** start **

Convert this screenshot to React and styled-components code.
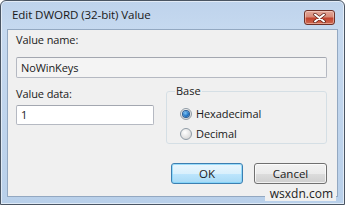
import React from 'react';
import styled, { createGlobalStyle } from 'styled-components';

const Global = createGlobalStyle`
    html, body {
        margin: 0;
        padding: 0;
        background: #ffffff;
    }
    body {
        font-family: "Open Sans", "Noto Sans", sans-serif;
    }
`;

const Window = styled.div`
    position: relative;
    box-sizing: border-box;
    width: 345px;
    height: 205px;
    display: flex;
    flex-direction: column;
    border: 1px solid #4a5563;
    border-radius: 6px 6px 0 0;
    background: linear-gradient(#bed3ec, #c6d9ef 30px, #b9d0ea);
    box-shadow: inset 0 0 0 1px rgba(255, 255, 255, 0.55);
    padding: 0 6px 7px 6px;
    overflow: hidden;
`;

const TitleBar = styled.div`
    height: 28px;
    display: flex;
    align-items: flex-start;
    justify-content: space-between;
`;

const Title = styled.span`
    margin: 5px 0 0 5px;
    font-size: 11.6px;
    line-height: 18px;
    color: #1a1a1a;
    letter-spacing: -0.1px;
`;

const CloseButton = styled.div`
    box-sizing: border-box;
    width: 31px;
    height: 15px;
    margin: 9px 3px 0 0;
    border: 1px solid #6e3128;
    border-radius: 3px;
    background: linear-gradient(#e4a89a, #d78b79 45%, #c2432e 55%, #cf6a52);
    box-shadow: inset 0 0 0 1px rgba(255, 230, 220, 0.45);
    display: flex;
    align-items: center;
    justify-content: center;
`;

const Client = styled.div`
    flex: 1;
    display: flex;
    flex-direction: column;
    background: #f0f0f0;
    border: 1px solid #93a8c1;
    padding: 0 9px 0 8px;
    font-size: 11px;
    color: #1a1a1a;
`;

const Label = styled.div`
    height: 14px;
    line-height: 14px;
    margin-top: ${props => props.top}px;
    letter-spacing: -0.1px;
`;

const TextField = styled.div`
    box-sizing: border-box;
    width: ${props => props.width}px;
    height: ${props => props.height}px;
    margin-top: ${props => props.top}px;
    border: 1px solid #b5b9c2;
    border-top-color: #a3a7b0;
    border-radius: 2px;
    background: ${props => props.readOnly ? '#f4f4f4' : '#ffffff'};
    padding: 0 4px;
    line-height: ${props => props.height - 2}px;
    font-size: 11px;
    letter-spacing: -0.1px;
`;

const DataRow = styled.div`
    display: flex;
    gap: 12px;
    margin-top: 9px;
`;

const Column = styled.div`
    display: flex;
    flex-direction: column;
`;

const GroupBox = styled.fieldset`
    box-sizing: border-box;
    width: 161px;
    height: 60px;
    margin: -3px 0 0 0;
    padding: 9px 0 0 13px;
    border: 1px solid #d5dfe5;
    border-radius: 3px;
    display: flex;
    flex-direction: column;
    gap: 6px;
`;

const Legend = styled.legend`
    padding: 0 1px;
    margin-left: -5px;
    font-size: 11px;
    line-height: 14px;
`;

const RadioRow = styled.label`
    display: flex;
    align-items: center;
    gap: 4px;
    height: 14px;
    line-height: 14px;
    font-size: 11px;
    letter-spacing: -0.1px;
`;

const RadioCircle = styled.span`
    box-sizing: border-box;
    width: 12px;
    height: 12px;
    border-radius: 50%;
    border: 1px solid #8f9ba6;
    background: radial-gradient(circle at 40% 35%, #ffffff, #dcdcdc 70%, #cfcfcf);
    display: flex;
    align-items: center;
    justify-content: center;
`;

const RadioDot = styled.span`
    width: 6px;
    height: 6px;
    border-radius: 50%;
    background: radial-gradient(circle at 40% 35%, #7fc4f4, #1a6fc2 60%, #0d4a8c);
    box-shadow: 0 0 0 1px #2a5d95;
`;

const ButtonRow = styled.div`
    display: flex;
    justify-content: flex-end;
    gap: 11px;
    margin-top: 19px;
    padding-right: 1px;
`;

const Button = styled.div`
    box-sizing: border-box;
    width: ${props => props.width}px;
    height: 21px;
    border-radius: 3px;
    border: 1px solid ${props => props.isDefault ? '#3c7fb1' : '#707070'};
    background: ${props => props.isDefault
        ? 'linear-gradient(#eaf6fd, #d9f0fc 50%, #bee6fd 50%, #a7d9f5)'
        : 'linear-gradient(#f2f2f2, #ebebeb 50%, #dddddd 50%, #cfcfcf)'};
    box-shadow: inset 0 0 0 1px ${props => props.isDefault ? 'rgba(120, 210, 250, 0.7)' : 'rgba(255, 255, 255, 0.7)'};
    display: flex;
    align-items: center;
    justify-content: center;
    font-size: 11.5px;
    color: #1a1a1a;
`;

const Watermark = styled.div`
    position: absolute;
    right: 8px;
    bottom: 3px;
    padding: 0 3px 0 5px;
    height: 15px;
    line-height: 15px;
    background: #f0f0f0;
    font-size: 12px;
    color: #222222;
`;

function CloseGlyph() {
    return (
        <svg width="13" height="10" viewBox="0 0 13 10">
            <path d="M2 1.5 L11 8.5 M11 1.5 L2 8.5" stroke="#5a1d14" strokeWidth="3.4" strokeLinecap="round" />
            <path d="M2 1.5 L11 8.5 M11 1.5 L2 8.5" stroke="#ffffff" strokeWidth="2" strokeLinecap="round" />
        </svg>
    );
}

function Radio({ label, checked }) {
    return (
        <RadioRow>
            <RadioCircle>{checked && <RadioDot />}</RadioCircle>
            {label}
        </RadioRow>
    );
}

export default function App() {
    return (
        <>
            <Global />
            <Window>
                <TitleBar>
                    <Title>Edit DWORD (32-bit) Value</Title>
                    <CloseButton><CloseGlyph /></CloseButton>
                </TitleBar>
                <Client>
                    <Label top={3}>Value name:</Label>
                    <TextField readOnly width={311} height={21} top={10}>NoWinKeys</TextField>
                    <DataRow>
                        <Column>
                            <Label top={0}>Value data:</Label>
                            <TextField width={138} height={20} top={4}>1</TextField>
                        </Column>
                        <GroupBox>
                            <Legend>Base</Legend>
                            <Radio label="Hexadecimal" checked />
                            <Radio label="Decimal" />
                        </GroupBox>
                    </DataRow>
                    <ButtonRow>
                        <Button isDefault width={72}>OK</Button>
                        <Button width={73}>Cancel</Button>
                    </ButtonRow>
                </Client>
                <Watermark>wsxdn.com</Watermark>
            </Window>
        </>
    );
}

** end **

Written problem
Lines that hold "components" are the ones to copy; find all of them.

Correct output
Convert this screenshot to React and styled-components code.
import styled, { createGlobalStyle } from 'styled-components';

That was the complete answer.